▸ TASK PROMPT
Output the first line of the listing and each line after it, up to and including the line that contains "const tabs = ['股吧', '盘口', '资讯', '公告', '研报', '财务', '资料'];", exactly as written, minus the pictures.
<<<<
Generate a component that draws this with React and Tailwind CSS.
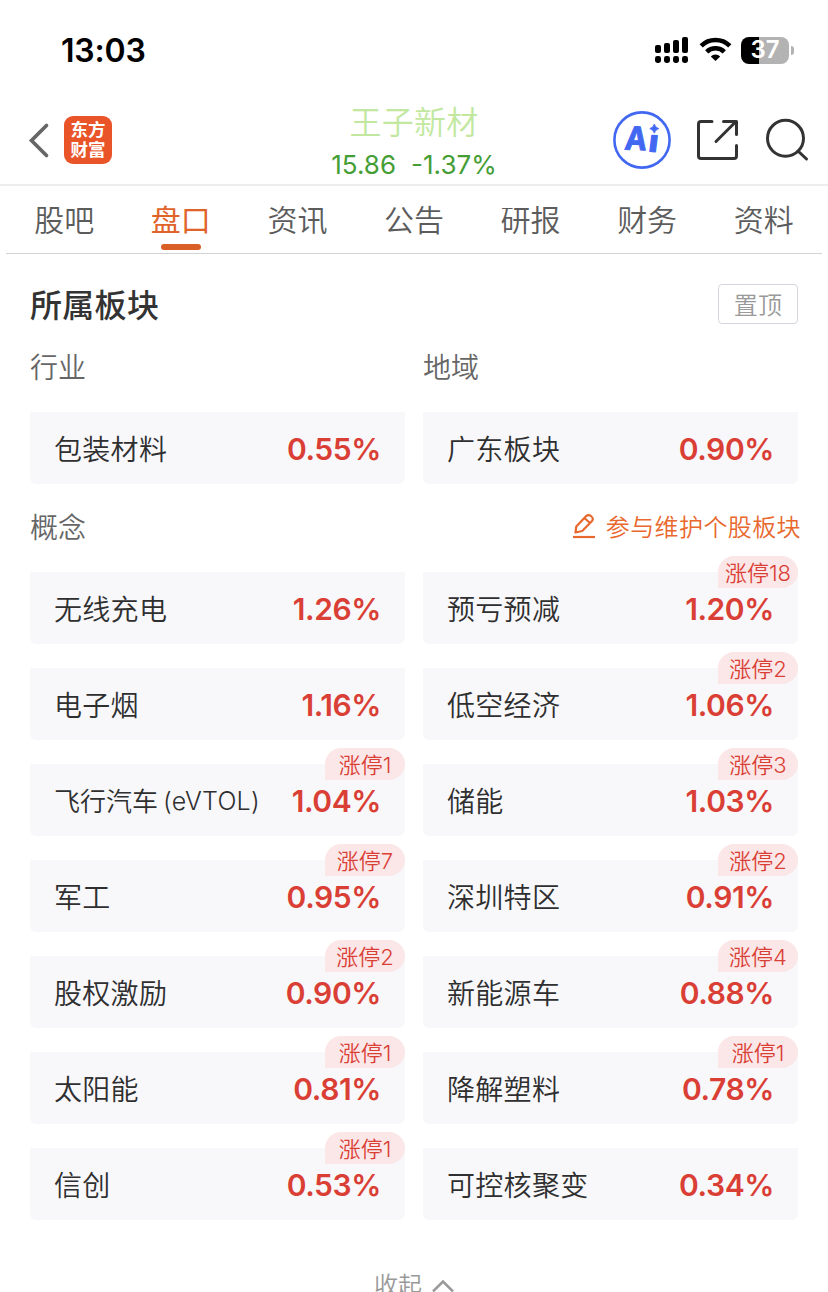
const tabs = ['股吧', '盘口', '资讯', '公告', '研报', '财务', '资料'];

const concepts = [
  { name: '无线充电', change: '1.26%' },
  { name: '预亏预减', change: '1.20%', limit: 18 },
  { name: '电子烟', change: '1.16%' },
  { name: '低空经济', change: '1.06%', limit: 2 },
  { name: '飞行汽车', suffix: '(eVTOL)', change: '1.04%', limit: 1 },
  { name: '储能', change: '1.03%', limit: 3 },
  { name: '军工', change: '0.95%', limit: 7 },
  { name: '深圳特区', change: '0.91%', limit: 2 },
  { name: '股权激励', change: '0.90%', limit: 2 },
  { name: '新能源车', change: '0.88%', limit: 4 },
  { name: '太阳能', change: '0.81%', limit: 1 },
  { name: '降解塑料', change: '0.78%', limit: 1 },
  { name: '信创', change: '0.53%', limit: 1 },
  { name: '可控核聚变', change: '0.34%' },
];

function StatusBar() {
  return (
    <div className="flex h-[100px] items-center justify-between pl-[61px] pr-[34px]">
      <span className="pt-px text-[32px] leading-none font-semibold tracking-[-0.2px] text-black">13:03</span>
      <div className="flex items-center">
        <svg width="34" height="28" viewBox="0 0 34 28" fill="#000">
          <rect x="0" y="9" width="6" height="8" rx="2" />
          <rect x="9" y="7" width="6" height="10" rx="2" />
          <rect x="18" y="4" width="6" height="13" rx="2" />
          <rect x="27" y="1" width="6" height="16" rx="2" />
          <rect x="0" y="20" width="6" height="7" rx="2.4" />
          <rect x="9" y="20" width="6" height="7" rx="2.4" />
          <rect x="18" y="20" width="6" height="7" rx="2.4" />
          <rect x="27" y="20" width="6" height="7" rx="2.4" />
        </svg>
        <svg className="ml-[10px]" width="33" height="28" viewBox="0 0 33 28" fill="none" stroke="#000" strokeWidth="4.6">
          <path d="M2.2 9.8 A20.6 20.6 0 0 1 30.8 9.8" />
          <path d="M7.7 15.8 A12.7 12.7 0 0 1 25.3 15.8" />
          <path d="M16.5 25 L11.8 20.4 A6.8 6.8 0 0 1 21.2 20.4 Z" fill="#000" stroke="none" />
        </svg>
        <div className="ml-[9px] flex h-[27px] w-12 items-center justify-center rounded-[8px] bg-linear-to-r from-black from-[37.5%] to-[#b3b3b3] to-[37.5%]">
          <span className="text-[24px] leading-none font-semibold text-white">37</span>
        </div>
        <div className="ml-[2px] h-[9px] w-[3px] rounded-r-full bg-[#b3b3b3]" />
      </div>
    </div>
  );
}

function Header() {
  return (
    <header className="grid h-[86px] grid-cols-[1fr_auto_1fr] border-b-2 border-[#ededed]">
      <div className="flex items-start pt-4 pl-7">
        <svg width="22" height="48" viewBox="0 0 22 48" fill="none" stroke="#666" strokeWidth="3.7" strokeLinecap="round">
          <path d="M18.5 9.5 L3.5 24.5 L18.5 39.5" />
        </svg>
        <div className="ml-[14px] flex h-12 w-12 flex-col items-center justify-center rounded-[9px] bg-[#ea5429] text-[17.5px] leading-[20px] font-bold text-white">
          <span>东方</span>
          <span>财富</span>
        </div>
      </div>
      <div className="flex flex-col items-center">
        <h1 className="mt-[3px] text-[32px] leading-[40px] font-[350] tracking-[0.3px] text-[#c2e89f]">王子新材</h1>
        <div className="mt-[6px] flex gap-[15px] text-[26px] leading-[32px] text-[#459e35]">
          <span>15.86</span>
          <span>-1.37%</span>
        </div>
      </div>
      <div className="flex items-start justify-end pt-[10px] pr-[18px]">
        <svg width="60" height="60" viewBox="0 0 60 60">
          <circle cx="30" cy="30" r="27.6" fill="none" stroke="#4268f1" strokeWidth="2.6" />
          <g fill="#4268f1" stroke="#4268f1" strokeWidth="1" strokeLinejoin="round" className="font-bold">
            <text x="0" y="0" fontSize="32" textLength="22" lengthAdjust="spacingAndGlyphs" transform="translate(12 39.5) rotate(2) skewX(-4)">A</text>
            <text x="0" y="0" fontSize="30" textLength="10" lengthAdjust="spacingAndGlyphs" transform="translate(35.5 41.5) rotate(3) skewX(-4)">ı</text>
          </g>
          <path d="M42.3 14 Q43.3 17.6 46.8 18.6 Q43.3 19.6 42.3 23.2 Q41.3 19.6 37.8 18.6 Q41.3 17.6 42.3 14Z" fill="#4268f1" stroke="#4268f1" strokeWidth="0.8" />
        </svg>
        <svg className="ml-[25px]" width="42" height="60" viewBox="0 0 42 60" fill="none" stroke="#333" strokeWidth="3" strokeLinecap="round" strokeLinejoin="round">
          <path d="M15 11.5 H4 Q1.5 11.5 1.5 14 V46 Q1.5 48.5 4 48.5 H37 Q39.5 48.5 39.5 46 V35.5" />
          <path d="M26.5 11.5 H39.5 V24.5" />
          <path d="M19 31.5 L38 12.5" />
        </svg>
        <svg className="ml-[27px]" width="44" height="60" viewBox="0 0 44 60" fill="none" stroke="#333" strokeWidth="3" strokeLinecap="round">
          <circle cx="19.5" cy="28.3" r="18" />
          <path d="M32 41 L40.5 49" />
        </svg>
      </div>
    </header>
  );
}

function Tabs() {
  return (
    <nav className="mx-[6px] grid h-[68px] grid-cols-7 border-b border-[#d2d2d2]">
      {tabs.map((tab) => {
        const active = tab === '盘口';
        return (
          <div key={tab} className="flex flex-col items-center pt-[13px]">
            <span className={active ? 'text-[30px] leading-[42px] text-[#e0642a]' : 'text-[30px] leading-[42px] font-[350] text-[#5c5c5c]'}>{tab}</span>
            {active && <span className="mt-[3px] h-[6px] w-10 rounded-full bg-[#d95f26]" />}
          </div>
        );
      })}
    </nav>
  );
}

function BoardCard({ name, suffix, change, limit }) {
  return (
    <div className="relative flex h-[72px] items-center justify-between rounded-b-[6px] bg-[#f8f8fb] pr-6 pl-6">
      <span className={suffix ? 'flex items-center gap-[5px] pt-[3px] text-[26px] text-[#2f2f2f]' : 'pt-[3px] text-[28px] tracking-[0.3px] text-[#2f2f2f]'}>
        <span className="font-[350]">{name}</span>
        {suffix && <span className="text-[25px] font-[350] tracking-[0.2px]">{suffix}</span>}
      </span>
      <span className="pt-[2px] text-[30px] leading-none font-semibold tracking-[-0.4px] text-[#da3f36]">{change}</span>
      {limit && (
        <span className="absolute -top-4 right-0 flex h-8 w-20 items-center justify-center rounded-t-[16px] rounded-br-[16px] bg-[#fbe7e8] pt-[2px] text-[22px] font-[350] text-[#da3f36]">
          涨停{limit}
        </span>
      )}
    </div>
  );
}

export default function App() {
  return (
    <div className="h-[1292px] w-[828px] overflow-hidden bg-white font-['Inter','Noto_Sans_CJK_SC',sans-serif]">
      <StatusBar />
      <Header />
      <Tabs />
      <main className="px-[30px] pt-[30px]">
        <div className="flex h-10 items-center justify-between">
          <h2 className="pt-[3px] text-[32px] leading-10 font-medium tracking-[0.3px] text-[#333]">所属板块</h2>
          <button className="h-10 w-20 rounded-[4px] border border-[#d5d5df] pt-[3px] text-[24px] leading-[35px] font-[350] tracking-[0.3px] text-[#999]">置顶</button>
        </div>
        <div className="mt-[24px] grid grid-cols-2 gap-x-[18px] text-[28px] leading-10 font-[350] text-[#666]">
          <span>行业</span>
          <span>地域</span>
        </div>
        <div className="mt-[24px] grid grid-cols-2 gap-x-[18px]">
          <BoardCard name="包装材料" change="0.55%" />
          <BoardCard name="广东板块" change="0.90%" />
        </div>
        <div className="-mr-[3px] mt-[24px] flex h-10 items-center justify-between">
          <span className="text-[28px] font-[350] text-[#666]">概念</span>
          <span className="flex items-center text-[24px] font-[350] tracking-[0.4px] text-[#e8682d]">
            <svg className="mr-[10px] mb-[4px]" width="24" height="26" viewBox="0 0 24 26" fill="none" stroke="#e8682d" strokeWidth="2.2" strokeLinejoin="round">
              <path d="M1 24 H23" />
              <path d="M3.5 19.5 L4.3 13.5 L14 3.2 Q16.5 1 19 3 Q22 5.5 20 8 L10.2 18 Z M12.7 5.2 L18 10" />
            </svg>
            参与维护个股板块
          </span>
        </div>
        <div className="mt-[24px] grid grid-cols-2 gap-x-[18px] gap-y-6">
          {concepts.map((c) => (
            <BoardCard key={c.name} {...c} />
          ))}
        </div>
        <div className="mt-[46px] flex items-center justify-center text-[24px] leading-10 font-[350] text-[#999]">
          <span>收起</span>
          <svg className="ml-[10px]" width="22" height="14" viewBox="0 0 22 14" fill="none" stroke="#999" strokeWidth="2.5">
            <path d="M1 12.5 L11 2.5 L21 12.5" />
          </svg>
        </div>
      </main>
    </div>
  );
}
>>>>
▸ RESULT FOR THIS TASK
Generate a component that draws this with React and Tailwind CSS.
const tabs = ['股吧', '盘口', '资讯', '公告', '研报', '财务', '资料'];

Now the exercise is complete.